▶ [EXERCISE DIRECTIONS]: Everything from the first line down to the line containing "['常规设置', '下载设置', '消息提示', '高级设置', '更新设置', '其他设置'];" is to be retyped exactly, both ends included, with pictures left out.

▶ [DATA SECTION]:

>> Begin

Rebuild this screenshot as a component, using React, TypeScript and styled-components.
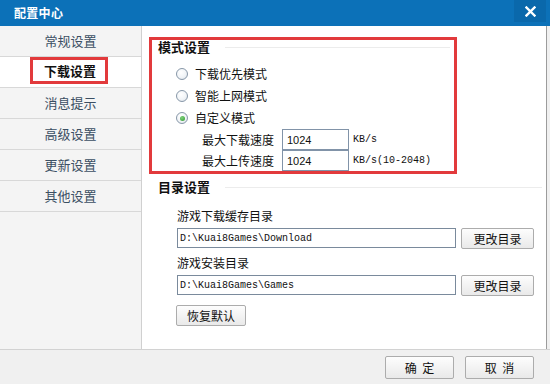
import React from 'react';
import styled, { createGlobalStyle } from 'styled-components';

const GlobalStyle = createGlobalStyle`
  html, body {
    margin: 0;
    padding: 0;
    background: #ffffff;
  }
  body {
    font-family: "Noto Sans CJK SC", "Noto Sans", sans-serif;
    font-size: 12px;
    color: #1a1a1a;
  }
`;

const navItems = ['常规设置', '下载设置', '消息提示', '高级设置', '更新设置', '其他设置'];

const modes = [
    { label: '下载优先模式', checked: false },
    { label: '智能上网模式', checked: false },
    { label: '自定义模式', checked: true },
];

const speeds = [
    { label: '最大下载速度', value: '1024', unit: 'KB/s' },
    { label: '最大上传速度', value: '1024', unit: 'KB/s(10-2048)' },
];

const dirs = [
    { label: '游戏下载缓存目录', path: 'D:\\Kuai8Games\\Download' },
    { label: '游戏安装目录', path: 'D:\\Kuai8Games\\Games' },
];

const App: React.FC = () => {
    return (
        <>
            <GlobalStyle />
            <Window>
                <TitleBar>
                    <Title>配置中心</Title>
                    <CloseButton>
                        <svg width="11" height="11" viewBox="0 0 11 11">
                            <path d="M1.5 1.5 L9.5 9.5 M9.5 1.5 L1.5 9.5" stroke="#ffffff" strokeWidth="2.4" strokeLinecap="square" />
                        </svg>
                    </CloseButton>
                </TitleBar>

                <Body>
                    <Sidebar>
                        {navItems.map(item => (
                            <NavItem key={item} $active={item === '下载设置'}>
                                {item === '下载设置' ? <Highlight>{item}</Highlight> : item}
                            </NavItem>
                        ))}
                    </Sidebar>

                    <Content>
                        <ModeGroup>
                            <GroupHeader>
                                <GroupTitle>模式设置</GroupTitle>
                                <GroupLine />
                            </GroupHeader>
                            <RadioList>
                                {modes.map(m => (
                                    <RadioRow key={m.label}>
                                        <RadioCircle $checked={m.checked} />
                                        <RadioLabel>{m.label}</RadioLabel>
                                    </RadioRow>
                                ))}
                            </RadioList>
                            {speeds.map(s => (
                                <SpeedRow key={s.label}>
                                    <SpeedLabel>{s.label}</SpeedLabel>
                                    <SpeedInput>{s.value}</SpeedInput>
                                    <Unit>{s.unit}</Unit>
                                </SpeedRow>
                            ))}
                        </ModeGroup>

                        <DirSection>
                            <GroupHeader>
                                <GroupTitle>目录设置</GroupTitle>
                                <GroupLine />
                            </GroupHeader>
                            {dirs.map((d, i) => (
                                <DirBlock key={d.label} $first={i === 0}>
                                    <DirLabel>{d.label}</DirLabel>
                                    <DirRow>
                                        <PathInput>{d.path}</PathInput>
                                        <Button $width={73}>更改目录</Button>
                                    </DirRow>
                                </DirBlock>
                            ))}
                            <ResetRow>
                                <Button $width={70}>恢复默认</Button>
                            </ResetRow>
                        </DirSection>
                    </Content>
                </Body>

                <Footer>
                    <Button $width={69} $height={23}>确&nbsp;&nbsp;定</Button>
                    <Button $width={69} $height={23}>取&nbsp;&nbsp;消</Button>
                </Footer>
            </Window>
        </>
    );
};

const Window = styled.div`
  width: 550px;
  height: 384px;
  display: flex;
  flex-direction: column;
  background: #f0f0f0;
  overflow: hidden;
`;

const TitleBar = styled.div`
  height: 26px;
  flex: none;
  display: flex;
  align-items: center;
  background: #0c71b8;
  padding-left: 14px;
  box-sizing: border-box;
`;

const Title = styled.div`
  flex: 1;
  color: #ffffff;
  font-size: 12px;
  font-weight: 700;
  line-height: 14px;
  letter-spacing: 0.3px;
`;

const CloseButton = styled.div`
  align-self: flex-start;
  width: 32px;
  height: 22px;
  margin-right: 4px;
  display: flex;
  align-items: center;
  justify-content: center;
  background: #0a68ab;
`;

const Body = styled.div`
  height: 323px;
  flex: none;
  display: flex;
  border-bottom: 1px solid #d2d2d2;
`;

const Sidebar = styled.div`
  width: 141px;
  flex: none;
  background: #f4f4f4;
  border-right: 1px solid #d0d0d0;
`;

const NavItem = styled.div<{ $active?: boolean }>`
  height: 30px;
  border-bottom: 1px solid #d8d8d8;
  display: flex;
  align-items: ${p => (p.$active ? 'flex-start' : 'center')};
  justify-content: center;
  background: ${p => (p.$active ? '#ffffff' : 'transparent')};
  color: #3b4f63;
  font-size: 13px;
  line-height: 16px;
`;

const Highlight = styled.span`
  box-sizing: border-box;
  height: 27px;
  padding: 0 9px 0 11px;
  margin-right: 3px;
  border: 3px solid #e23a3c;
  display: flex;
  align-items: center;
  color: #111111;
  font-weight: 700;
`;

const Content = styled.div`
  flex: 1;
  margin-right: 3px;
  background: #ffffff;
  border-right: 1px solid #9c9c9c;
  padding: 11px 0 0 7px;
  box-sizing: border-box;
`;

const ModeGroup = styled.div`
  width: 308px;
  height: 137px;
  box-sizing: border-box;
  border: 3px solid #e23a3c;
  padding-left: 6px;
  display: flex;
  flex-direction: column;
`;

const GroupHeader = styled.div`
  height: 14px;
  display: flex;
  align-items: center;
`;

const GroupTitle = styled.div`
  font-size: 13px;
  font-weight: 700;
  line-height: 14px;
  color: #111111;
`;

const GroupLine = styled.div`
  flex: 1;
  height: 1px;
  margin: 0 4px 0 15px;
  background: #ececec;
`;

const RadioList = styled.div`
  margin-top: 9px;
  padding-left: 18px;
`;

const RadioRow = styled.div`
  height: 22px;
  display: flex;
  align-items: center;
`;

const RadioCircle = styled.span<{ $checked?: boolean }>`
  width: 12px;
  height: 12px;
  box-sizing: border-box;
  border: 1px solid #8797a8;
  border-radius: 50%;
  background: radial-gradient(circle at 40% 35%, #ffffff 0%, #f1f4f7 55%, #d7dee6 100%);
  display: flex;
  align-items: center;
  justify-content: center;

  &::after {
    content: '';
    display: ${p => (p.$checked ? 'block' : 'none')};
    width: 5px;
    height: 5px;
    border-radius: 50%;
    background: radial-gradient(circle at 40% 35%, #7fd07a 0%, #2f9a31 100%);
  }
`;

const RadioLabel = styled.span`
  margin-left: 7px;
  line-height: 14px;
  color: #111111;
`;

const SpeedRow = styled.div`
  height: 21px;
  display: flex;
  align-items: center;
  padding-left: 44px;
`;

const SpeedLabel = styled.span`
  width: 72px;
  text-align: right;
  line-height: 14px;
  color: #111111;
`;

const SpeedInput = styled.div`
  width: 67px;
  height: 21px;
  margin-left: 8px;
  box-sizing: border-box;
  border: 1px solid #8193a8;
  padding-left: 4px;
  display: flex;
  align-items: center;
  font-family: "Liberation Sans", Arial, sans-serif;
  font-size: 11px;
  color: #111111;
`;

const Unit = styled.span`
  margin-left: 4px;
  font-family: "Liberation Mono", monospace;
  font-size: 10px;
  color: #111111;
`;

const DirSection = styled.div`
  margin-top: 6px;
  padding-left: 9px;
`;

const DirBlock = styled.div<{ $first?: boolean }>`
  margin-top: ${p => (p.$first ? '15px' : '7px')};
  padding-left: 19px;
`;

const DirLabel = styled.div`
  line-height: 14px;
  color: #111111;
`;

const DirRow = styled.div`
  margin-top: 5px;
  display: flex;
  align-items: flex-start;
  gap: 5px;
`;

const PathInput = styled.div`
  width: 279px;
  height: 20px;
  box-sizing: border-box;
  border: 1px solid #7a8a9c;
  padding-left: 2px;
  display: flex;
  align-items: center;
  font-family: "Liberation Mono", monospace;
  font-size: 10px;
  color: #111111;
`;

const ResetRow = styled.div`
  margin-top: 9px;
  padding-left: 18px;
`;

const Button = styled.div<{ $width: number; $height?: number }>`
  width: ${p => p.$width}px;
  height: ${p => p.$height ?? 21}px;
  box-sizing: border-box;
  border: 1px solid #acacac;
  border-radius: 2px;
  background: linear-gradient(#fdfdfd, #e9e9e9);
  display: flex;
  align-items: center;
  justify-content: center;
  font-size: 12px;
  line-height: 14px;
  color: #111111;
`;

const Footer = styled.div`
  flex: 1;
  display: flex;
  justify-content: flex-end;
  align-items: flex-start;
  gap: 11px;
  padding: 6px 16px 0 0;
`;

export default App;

>> End

▶ [RESPONSE FOR THIS EXERCISE]:
Rebuild this screenshot as a component, using React, TypeScript and styled-components.
import React from 'react';
import styled, { createGlobalStyle } from 'styled-components';

const GlobalStyle = createGlobalStyle`
  html, body {
    margin: 0;
    padding: 0;
    background: #ffffff;
  }
  body {
    font-family: "Noto Sans CJK SC", "Noto Sans", sans-serif;
    font-size: 12px;
    color: #1a1a1a;
  }
`;

const navItems = ['常规设置', '下载设置', '消息提示', '高级设置', '更新设置', '其他设置'];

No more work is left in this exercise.